Fue singularmente paradójico el que poco después de aprobada la reforma para que delitos sexuales y asesinatos de menores puedan ser sancionados hasta con cadena perpetua, se haya presentado la violación de la niña del pueblo Embera Katio por siete soldados. Lo cierto es que, ante el inequívoco repudio que generó el crimen, la única reacción que le quedó al Presidente Duque fue declarar airadamente que “si nos toca estrenar la cadena perpetua con ellos lo hacemos”. ¿Será que, si se vuelve a presentar un hecho similar, la única solución sea establecer la pena de muerte?
El actual nivel del debate público es pobre en ideas y propuestas sustanciosas y constructivas, salvo contadas excepciones. Es que uno de los rasgos que lo caracterizan, además de la inconducente polarización, es la incapacidad para enjuiciar la realidad con ideas de fondo o principios que expliquen los fenómenos sociales. De aquí proviene la incapacidad para combatir las calamidades que nos afligen pues las atacamos sin atender a sus orígenes. De esta manera se proponen soluciones que sólo atacan las consecuencias de problemas, como los de la violencia sexual, sin atender a sus causas.
Ahora bien, si recordamos antecedentes como el del subteniente Muñoz quien hace diez años violó y asesinó a dos niñas en Arauca, hay que decir que, si bien dentro del Ejército puede haber factores que favorezcan esas conductas, también hay que mirar hacia esferas diferentes de los cuarteles donde se hayan raíces que abren la puerta para que, sin obviar la responsabilidad personal, se presenten conductas aberrantes como las mencionadas.
Y esas raíces están en la educación sexual que impartimos. El punto es que se tornó inaplazable arribar a un consenso racional sobre el tipo de educación sexual que debemos privilegiar en nuestra sociedad, puesto que es allí donde se siembran las semillas de las conductas sexuales rectas, desviadas o incluso aberrantes.
Para avanzar hacia dicho consenso conviene tener en mente dos visiones opuestas de educación sexual. Por un lado, la que podemos llamar “educación para los compromisos estables”. Esta implica la transmisión de valores concretos: autodominio, fidelidad, comprensión, lealtad, apertura a la transmisión de la vida volcando la propia afectividad en los hijos con quienes se asumen nuevos compromisos.

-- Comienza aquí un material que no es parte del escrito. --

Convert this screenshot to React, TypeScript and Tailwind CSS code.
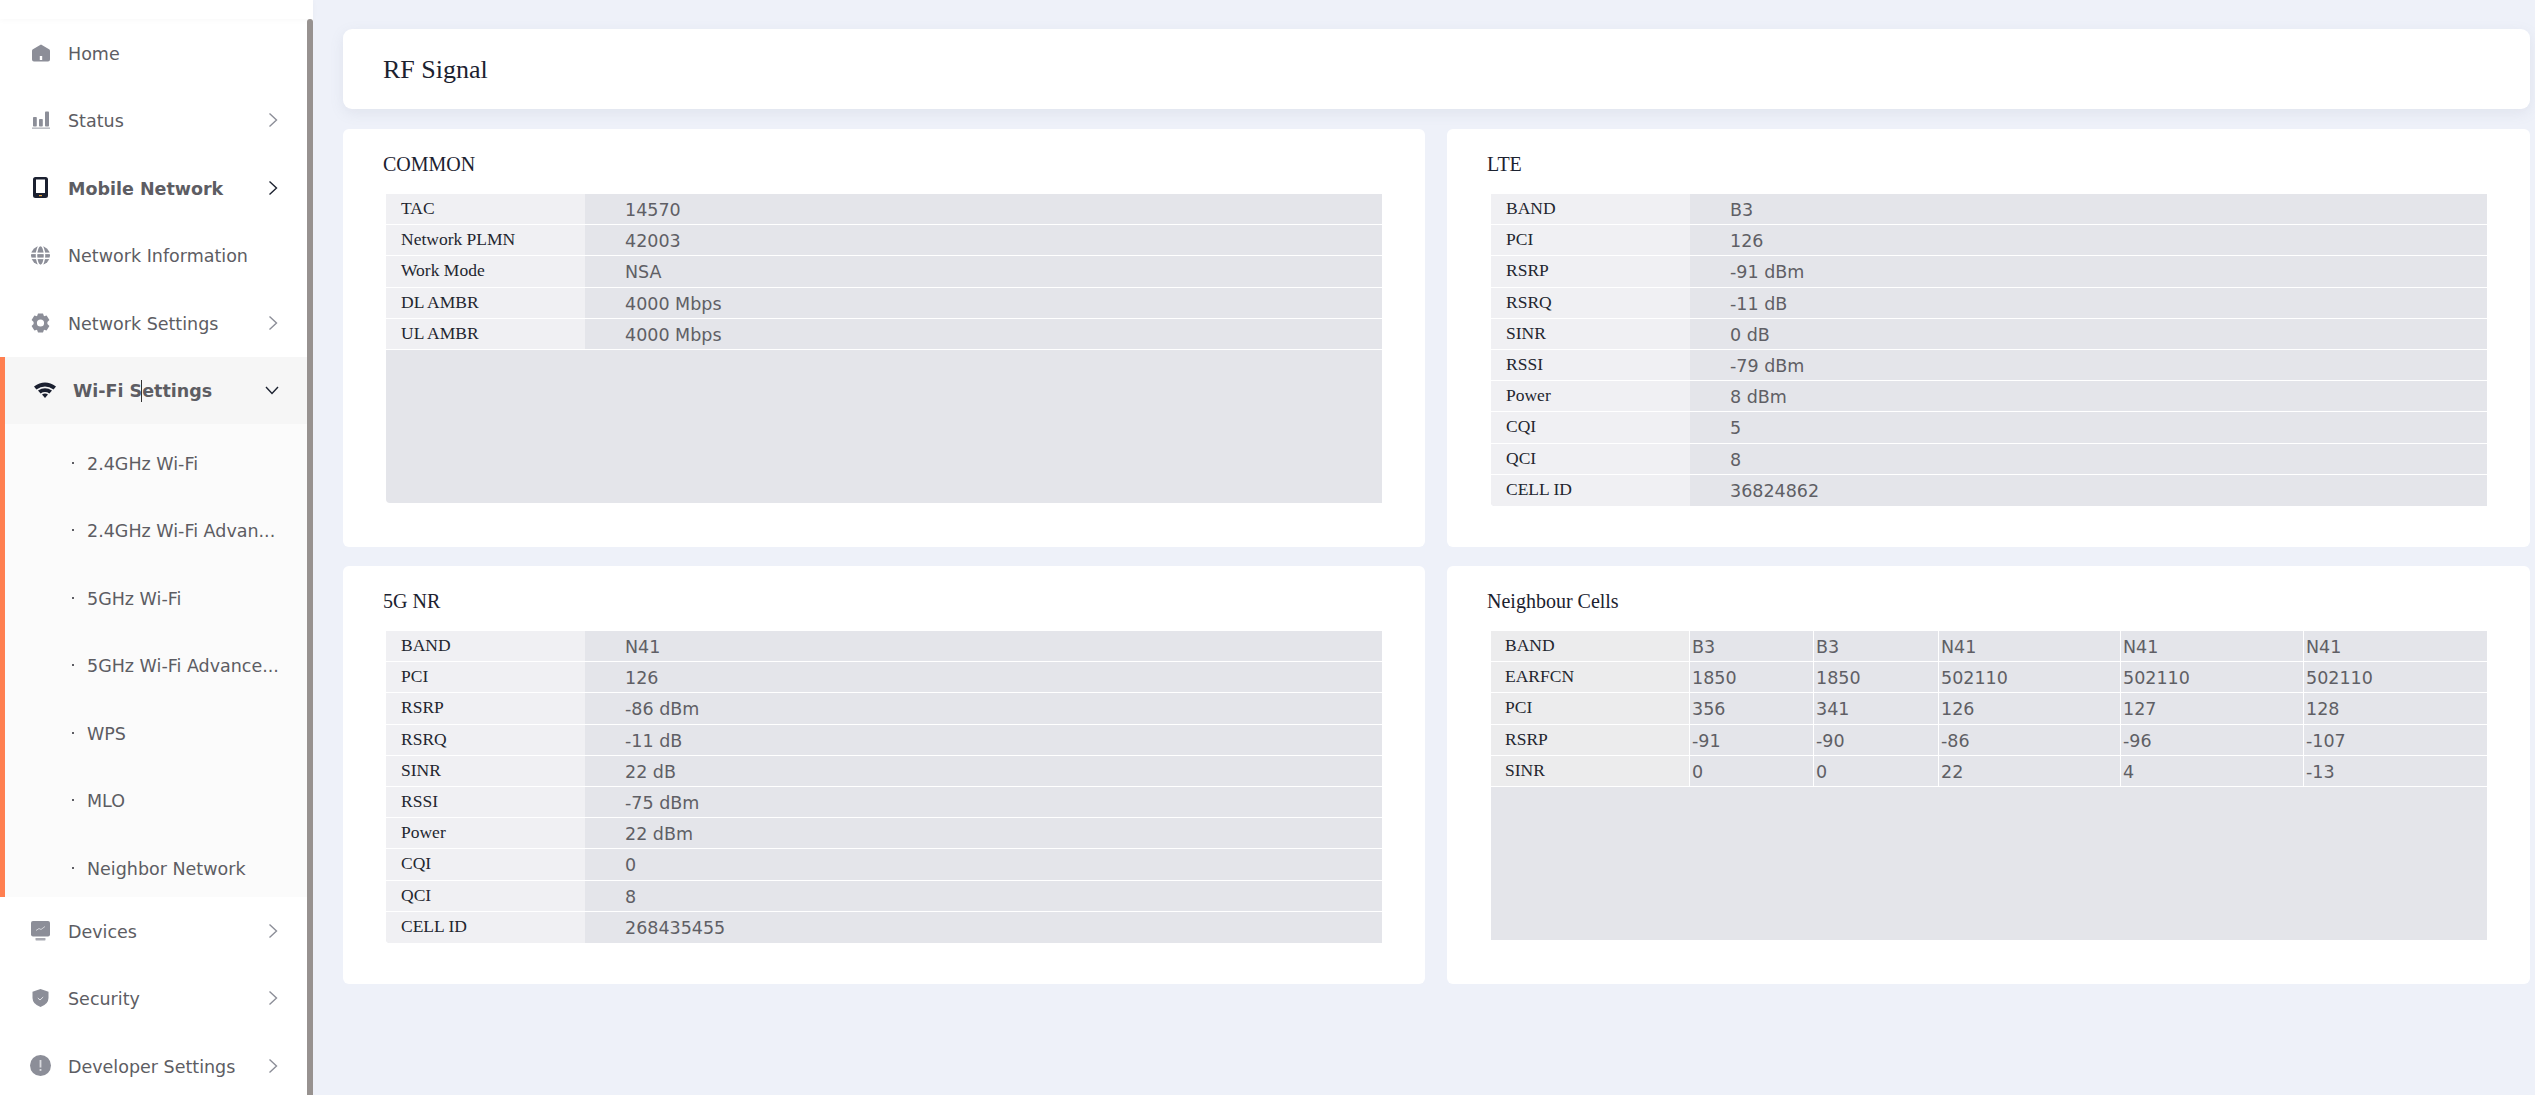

Por ir unida a la edificación del carácter, esta educación se transmite mejor en la relación de confianza entre padres e hijos, pero se puede complementar en los centros educativos.
La otra visión es la que podemos denominar “educación para la independencia sexual”. Esta tiene como objeto principal lo placentero en el ejercicio del sexo, la reducción de los riesgos de embarazo o de infecciones de transmisión sexual, el énfasis en las medidas de anticoncepción y la búsqueda de experiencias gratificantes, bien a través del propio cuerpo o a través de relaciones interpersonales que no tienen que ser necesariamente monógamas o con personas del otro sexo, centrándose en sus aspectos lúdicos y sin referencia a compromisos implícitos ni explícitos.
¿Cuál visión conviene privilegiar socialmente?